The blog has recently noted a major change of mindset in the financial community. As the Financial Times commented this week:
“For the first time in a long time, banks seem to be in control of their lending policies. During the credit boom, the banks were held hostage by companies and private equity groups, as they chucked their balance sheet behind deals almost for free, in exchange for higher margin investment banking products such as advising on mergers and acquisitions. Today, the banks are controlling their lending decisions.”
A rare interview today with INEOS CEO, Jim Ratcliffe, in The Times confirms this trend. It notes that INEOS’s covenant waivers in the spring came at a high price in terms of interest charges. And Ratcliffe comments that “Under our agreement with the banks, we need to generate levels of cash which it is difficult to imagine the business doing. At some stage there has to be an asset sale”.
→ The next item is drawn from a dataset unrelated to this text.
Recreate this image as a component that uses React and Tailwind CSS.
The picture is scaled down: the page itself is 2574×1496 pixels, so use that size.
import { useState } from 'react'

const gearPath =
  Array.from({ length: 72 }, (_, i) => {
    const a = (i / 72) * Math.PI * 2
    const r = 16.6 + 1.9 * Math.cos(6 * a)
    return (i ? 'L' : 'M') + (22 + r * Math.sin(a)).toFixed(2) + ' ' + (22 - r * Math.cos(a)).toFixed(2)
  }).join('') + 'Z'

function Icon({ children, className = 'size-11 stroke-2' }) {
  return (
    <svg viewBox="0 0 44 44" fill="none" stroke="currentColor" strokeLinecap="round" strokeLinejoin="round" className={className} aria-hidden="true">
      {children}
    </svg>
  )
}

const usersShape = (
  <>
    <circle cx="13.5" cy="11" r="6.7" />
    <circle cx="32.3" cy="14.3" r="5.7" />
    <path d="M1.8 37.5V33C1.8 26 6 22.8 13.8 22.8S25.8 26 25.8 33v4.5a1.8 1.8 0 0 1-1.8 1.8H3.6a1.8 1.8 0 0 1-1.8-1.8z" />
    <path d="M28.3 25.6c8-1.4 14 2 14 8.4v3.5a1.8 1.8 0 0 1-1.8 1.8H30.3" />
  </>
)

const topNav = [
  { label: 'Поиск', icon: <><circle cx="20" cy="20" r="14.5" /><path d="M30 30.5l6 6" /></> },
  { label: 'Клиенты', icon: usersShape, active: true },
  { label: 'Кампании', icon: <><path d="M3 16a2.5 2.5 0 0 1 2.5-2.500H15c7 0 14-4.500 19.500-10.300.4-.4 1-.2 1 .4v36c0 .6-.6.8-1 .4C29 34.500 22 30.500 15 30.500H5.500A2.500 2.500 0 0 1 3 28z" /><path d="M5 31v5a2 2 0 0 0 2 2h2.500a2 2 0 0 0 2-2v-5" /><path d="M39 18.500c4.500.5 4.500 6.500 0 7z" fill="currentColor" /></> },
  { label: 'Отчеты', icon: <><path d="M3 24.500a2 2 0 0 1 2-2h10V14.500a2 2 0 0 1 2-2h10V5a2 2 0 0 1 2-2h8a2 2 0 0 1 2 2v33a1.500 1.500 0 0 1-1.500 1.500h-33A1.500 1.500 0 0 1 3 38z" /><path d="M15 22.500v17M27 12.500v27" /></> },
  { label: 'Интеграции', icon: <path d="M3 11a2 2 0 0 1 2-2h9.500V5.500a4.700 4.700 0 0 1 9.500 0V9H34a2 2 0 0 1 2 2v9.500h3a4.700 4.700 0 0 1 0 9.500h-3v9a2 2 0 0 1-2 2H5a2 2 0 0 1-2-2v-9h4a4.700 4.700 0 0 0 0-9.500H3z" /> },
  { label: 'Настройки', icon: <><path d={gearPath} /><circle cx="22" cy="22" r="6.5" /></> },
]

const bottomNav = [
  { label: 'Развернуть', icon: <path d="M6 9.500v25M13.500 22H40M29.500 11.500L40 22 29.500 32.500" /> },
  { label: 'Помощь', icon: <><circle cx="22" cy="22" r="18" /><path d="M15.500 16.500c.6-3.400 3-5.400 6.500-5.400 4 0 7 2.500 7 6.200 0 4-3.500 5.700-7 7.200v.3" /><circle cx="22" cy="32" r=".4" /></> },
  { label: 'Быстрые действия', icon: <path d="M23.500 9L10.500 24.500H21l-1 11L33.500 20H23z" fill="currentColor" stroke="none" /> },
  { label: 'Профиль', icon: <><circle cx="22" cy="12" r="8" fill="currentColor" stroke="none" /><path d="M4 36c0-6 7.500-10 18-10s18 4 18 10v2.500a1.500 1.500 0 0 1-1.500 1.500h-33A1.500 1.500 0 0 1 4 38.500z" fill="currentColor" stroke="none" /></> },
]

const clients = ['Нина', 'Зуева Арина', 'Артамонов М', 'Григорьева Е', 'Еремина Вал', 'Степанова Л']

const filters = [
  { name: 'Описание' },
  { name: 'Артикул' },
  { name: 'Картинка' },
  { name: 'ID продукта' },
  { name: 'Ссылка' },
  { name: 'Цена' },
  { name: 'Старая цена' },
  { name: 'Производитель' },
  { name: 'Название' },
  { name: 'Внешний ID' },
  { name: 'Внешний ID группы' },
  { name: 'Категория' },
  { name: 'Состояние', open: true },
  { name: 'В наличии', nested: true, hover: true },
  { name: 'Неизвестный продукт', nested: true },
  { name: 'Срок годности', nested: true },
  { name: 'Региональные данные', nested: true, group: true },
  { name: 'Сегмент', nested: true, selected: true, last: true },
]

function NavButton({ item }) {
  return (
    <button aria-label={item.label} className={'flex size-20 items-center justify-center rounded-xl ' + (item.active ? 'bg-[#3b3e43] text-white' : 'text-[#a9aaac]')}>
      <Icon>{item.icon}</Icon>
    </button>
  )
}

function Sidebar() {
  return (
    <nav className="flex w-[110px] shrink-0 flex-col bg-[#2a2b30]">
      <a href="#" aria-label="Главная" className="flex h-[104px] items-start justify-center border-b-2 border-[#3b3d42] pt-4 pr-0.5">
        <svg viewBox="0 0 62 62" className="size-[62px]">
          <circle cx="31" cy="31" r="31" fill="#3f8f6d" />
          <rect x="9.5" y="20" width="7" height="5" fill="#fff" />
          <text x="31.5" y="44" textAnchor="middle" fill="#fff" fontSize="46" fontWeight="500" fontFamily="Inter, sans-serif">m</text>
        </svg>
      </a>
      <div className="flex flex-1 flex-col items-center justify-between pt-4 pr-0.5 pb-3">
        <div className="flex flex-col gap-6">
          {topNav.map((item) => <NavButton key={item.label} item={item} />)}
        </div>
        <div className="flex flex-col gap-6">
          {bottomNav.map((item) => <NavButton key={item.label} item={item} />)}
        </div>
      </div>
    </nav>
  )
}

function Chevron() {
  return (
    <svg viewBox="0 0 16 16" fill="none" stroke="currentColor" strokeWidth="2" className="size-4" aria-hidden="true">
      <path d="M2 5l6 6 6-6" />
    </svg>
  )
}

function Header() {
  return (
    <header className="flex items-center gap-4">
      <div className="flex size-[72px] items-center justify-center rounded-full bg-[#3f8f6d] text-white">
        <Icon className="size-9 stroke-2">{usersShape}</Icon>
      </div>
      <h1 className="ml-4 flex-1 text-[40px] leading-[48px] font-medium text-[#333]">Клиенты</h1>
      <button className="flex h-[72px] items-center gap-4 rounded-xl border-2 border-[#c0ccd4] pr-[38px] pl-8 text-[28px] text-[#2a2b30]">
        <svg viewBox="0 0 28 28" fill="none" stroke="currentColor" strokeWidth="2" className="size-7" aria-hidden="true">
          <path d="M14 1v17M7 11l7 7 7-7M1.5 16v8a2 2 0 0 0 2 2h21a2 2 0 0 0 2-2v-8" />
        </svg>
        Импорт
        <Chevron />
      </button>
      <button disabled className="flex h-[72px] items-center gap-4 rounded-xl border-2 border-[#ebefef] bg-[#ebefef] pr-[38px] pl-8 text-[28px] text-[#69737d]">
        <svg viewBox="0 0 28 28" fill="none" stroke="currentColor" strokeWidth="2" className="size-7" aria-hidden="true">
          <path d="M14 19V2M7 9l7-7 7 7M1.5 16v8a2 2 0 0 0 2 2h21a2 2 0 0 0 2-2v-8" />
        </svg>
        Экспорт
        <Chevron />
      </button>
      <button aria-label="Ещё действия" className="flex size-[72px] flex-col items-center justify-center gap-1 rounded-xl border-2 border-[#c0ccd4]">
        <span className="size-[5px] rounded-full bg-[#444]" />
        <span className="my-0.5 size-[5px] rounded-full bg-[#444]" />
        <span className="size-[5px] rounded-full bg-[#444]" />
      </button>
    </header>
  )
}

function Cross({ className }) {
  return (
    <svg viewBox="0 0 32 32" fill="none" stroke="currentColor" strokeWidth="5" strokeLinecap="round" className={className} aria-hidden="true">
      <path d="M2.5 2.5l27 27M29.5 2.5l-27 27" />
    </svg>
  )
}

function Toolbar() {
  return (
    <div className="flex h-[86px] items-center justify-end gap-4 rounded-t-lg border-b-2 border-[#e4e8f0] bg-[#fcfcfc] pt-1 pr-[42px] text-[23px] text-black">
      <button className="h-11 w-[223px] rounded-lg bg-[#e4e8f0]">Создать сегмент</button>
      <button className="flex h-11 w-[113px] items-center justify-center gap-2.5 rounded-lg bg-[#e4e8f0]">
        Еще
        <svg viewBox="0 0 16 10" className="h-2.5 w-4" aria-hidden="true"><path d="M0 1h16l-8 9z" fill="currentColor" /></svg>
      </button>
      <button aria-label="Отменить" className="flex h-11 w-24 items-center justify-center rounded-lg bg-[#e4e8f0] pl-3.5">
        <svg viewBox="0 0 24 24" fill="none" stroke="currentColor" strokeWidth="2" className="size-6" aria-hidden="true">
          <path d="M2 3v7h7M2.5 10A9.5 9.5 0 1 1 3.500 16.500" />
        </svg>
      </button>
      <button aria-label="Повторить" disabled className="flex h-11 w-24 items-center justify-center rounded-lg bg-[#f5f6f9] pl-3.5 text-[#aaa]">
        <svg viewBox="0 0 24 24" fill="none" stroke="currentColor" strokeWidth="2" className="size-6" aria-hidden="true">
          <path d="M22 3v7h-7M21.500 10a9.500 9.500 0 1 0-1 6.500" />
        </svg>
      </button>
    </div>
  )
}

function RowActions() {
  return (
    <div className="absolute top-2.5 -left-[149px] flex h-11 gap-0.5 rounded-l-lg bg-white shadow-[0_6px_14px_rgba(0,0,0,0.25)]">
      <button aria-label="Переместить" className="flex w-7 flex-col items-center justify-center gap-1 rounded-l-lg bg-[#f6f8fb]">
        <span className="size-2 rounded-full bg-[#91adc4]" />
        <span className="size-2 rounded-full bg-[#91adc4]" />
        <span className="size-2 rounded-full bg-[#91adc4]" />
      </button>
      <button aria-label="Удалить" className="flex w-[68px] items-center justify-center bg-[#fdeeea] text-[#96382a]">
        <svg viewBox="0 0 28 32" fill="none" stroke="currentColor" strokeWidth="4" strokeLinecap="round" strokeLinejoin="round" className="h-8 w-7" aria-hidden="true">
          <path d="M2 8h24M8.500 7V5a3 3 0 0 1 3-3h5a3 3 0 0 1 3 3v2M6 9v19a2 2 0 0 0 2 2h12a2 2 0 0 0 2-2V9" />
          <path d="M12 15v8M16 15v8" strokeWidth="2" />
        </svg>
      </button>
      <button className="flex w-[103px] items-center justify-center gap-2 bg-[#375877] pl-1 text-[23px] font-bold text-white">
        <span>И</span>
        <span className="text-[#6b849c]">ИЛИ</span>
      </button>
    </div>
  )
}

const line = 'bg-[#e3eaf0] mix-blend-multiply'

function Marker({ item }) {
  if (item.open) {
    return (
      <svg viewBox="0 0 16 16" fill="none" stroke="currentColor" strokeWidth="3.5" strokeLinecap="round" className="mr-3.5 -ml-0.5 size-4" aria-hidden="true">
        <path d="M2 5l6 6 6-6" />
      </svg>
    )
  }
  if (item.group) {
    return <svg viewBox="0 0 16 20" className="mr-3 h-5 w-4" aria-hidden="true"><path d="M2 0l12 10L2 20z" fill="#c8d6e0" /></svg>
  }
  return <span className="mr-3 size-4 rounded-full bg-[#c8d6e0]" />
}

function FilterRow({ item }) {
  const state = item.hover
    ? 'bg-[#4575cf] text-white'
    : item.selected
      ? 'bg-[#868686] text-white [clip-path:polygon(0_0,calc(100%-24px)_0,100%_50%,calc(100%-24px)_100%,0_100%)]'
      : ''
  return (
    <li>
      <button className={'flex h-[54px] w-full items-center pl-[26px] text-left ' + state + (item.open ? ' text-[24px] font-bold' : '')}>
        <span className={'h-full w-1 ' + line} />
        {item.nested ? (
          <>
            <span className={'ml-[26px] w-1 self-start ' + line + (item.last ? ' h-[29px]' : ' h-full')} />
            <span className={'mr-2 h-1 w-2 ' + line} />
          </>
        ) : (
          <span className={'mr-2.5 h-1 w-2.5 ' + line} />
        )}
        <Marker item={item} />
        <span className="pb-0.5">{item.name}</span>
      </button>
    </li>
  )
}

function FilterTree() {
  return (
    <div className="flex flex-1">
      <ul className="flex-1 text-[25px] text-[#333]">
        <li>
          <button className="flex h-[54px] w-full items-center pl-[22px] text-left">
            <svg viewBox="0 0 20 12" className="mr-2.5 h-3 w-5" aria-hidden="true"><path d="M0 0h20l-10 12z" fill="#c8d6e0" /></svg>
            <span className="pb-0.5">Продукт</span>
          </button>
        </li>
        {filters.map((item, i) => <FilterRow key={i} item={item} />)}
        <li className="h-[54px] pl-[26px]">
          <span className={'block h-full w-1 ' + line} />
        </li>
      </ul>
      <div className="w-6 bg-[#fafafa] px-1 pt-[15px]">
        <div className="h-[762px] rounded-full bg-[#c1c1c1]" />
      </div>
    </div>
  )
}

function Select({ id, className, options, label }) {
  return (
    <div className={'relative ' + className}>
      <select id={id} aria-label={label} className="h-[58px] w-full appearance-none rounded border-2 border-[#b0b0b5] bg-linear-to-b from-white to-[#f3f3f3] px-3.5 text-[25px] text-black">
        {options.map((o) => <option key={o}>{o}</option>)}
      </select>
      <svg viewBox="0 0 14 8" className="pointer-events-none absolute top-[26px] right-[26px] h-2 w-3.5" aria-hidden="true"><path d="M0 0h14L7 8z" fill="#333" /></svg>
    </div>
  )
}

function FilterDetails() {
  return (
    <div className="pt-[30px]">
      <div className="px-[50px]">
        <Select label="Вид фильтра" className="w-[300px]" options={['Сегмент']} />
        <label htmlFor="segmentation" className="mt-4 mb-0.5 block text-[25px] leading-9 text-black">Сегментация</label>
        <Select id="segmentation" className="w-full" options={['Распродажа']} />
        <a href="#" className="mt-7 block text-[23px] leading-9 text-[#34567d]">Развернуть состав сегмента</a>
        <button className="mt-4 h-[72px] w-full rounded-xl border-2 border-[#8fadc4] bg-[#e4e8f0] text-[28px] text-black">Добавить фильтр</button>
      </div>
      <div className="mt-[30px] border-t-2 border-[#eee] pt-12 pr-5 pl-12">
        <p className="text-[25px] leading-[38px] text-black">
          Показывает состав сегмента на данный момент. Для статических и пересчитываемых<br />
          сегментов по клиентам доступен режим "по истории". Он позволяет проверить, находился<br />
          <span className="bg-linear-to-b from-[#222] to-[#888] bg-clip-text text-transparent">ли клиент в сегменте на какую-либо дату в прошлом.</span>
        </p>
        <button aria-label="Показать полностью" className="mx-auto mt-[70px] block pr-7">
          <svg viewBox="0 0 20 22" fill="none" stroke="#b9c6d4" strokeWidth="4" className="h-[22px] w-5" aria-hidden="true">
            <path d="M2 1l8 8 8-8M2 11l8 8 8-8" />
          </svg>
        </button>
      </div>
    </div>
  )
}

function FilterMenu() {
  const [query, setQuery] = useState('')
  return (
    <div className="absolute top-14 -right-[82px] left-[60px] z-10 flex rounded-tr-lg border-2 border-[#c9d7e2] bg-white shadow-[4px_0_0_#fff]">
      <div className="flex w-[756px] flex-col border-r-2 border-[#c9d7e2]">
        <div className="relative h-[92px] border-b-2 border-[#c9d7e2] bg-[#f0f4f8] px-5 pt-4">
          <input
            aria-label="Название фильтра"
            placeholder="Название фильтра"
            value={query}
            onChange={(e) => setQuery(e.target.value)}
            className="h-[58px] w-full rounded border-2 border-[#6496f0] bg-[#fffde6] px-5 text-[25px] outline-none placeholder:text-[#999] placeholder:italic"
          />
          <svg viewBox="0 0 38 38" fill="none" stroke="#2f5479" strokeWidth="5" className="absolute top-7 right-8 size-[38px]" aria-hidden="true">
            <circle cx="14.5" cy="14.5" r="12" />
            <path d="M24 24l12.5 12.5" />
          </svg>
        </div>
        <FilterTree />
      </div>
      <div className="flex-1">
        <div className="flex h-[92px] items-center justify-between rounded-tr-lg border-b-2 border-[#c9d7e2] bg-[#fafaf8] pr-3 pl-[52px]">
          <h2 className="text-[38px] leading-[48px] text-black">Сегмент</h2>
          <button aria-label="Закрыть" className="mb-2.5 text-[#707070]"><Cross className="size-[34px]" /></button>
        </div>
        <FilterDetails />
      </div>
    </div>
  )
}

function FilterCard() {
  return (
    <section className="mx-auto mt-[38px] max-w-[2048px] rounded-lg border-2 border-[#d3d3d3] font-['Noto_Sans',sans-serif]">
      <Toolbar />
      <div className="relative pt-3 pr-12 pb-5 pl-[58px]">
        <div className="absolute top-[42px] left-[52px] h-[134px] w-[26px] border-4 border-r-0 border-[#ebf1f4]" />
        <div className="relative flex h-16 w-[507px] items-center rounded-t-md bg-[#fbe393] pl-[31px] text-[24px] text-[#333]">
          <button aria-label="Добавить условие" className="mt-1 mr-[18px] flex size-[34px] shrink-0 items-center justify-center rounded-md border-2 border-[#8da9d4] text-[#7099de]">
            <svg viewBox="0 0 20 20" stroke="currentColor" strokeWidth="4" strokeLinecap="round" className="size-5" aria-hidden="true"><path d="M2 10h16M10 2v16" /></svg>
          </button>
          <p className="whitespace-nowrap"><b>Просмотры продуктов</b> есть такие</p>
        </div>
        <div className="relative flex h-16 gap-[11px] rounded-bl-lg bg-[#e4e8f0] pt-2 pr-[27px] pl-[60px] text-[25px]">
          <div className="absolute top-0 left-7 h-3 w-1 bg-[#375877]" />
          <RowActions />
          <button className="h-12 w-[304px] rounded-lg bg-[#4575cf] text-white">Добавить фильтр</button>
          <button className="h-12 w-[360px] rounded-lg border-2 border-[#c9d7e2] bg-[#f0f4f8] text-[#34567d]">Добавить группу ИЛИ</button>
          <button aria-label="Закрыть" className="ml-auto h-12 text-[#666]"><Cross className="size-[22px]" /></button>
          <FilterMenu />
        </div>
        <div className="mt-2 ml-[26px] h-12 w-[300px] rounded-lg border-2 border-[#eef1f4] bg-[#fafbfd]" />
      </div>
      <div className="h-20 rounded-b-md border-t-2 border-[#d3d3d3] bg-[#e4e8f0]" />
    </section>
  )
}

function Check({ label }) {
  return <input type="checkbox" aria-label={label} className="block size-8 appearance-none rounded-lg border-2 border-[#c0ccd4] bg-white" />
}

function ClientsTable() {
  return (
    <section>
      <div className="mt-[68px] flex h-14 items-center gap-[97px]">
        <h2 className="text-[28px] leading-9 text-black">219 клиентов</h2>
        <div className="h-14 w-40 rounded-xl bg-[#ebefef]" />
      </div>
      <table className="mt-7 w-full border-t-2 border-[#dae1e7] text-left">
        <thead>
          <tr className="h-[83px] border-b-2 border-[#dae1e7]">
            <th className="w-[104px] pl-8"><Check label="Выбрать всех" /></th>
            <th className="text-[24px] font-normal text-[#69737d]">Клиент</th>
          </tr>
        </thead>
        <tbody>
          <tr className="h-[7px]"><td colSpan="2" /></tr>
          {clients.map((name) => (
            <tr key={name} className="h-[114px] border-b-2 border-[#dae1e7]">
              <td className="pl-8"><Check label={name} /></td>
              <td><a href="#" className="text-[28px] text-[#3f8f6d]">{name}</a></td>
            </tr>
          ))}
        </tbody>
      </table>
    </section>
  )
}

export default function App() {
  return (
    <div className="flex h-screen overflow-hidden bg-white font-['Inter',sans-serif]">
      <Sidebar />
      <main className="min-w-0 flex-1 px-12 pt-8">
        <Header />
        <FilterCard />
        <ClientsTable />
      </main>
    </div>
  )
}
The Times reports that “the total sum that must be raised is €700 million in two “bullet” repayments“. And it says that Ratcliffe “thinks that a sum of €250 million due in January 2011 is manageable ‘with a fair wind’, but the second tranche in July of €450 million is ‘quite a large slug’“.
As Ratcliffe notes, Ineos could reasonably expect in the Boom period to make €2bn EBITDA. But this target will be hard to achieve in the future, if we are moving to a ‘new normal’ of slower growth and less debt, as the blog set out in its 2010 Budget Outlook. With INEOS debt at €7.3bn, the risk is that the banks will become increasingly hard taskmasters.